How Trade War Is Affecting Local Businesses

How Trade War Is Affecting Local Businesses

Posted: Updated:

From the fields, sprout soybeans and in the past, the Robbins family has sold its soybeans to China, which is the biggest buyer of soybeans in the world. But over the last year as China and the U.S. have both imposed tariffs, that market has largely gone away.

"They've now shifted and are buying from South America so the supply chain now backs up into the U.S. We have too many soybeans now because we have not been able to sell those soybeans to China," said Ron Robbins of Robbins Family Grain, North Harbor Dairy. 

Robbins says because of that, soybean prices have dropped nearly $3 a bushel. It's had an almost $300,000 impact on the farm he part owns, Robbins Family Grain and North Harbor Dairy.

Robbins says the same thing is happening with milk powder, which is in turn depressing milk prices.

"Here we do both grain and dairy so we're really bearing the brunt of it on our farm," he said.

And It's only getting worse as the trade war ramps up. Monday, China announced plans to hike up tariffs on $60 billion of U.S. imports after the Trump Administration raised tariffs on $200 billion in Chinese imports from 10 to 25 percent.. 

"It's a devastating impact to agriculture," said Robbins. "Farmers can not afford to be caught in the middle of a trade war."

On the flip side, the U.S. imposed tariffs are creating problems for places like Massey's Furniture Barn in Watertown.

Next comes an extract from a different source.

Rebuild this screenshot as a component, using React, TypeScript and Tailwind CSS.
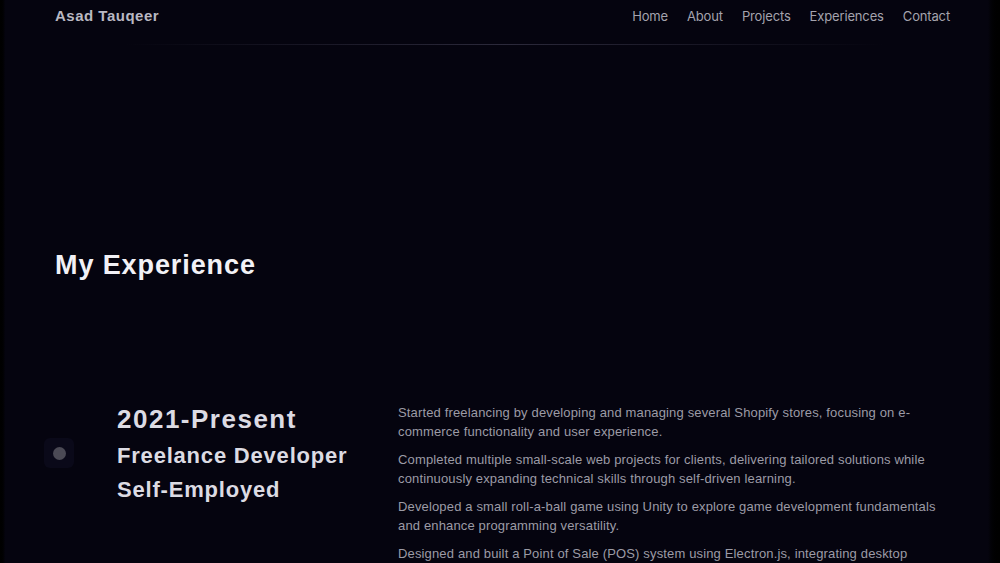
import { ReactNode } from "react"

const links = ["Home", "About", "Projects", "Experiences", "Contact"]

const points = [
  "Started freelancing by developing and managing several Shopify stores, focusing on e-commerce functionality and user experience.",
  "Completed multiple small-scale web projects for clients, delivering tailored solutions while continuously expanding technical skills through self-driven learning.",
  "Developed a small roll-a-ball game using Unity to explore game development fundamentals and enhance programming versatility.",
  "Designed and built a Point of Sale (POS) system using Electron.js, integrating desktop functionality with modern web technologies.",
]

function Shell({ children }: { children: ReactNode }) {
  return (
    <div className="h-[563px] w-full overflow-hidden bg-black flex">
      <div className="w-[5px] bg-gradient-to-r from-black to-[#05040e]" />
      <div className="flex-1 bg-[#05040f]">{children}</div>
      <div className="w-[12px] bg-gradient-to-r from-[#05040f] to-black" />
    </div>
  )
}

export default function App() {
  return (
    <Shell>
      <div className="font-['Liberation_Sans','Inter',sans-serif]">
        {/* Navbar */}
        <header className="pl-[50px] pr-[38px] pt-[6px] flex items-center justify-between h-[21px] box-content">
          <span className="text-[15px] font-bold tracking-[0.5px] text-[#b9b8c2]">Asad Tauqeer</span>
          <nav className="flex gap-[19px] font-['Inter',sans-serif]">
            {links.map((l) => (
              <a key={l} className="text-[13px] tracking-[-0.15px] text-[#a4a3ad]">
                {l}
              </a>
            ))}
          </nav>
        </header>
        <div className="mt-[17px] ml-[120px] w-[760px] h-px bg-gradient-to-r from-transparent via-[#2c2a3b] to-transparent" />

        {/* Section heading */}
        <h2 className="mt-[204px] pl-[50px] text-[27px] font-bold tracking-[0.9px] text-[#f2f1f6] leading-[32px]">
          My Experience
        </h2>

        {/* Timeline entry */}
        <div className="mt-[122px] flex">
          <div className="w-[112px] pl-[39px] pt-[35px]">
            <div className="w-[30px] h-[30px] rounded-md bg-[#0a0919] flex items-center justify-center">
              <div className="w-[13px] h-[13px] rounded-full bg-[#4b4a55]" />
            </div>
          </div>
          <div className="w-[281px] text-[#dcdbe3] font-bold">
            <div className="text-[26px] leading-[32px] tracking-[1.5px]">2021-Present</div>
            <div className="text-[22px] leading-[35px] mt-[3px] tracking-[0.8px]">Freelance Developer</div>
            <div className="text-[22px] leading-[34px] tracking-[0.8px]">Self-Employed</div>
          </div>
          <div className="w-[545px] flex flex-col gap-[9px]">
            {points.map((p) => (
              <p key={p} className="text-[13px] leading-[19px] tracking-[0.15px] text-[#9c9ba6]">
                {p}
              </p>
            ))}
          </div>
        </div>
      </div>
    </Shell>
  )
}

Shawn Massey/ President, Owner of Massey's Furniture Barn: "a 10 percent you can kind of work through it but not 25."

President and owner Shawn Massey says China is a big supplier of furniture and the components that make it.

His store orders some of its furniture directly from China and while it has split the previous 10 percent tariff with most vendors, Massey says the tariff hike changes the game.

"Those orders overseas right now I'm contemplating canceling them this week, because I can't absorb a 25 percent tariff," said Massey.

That said, Massey says he thinks long-term the tariffs will be a good thing for our economy. He thinks manufacturing will move back to the United States.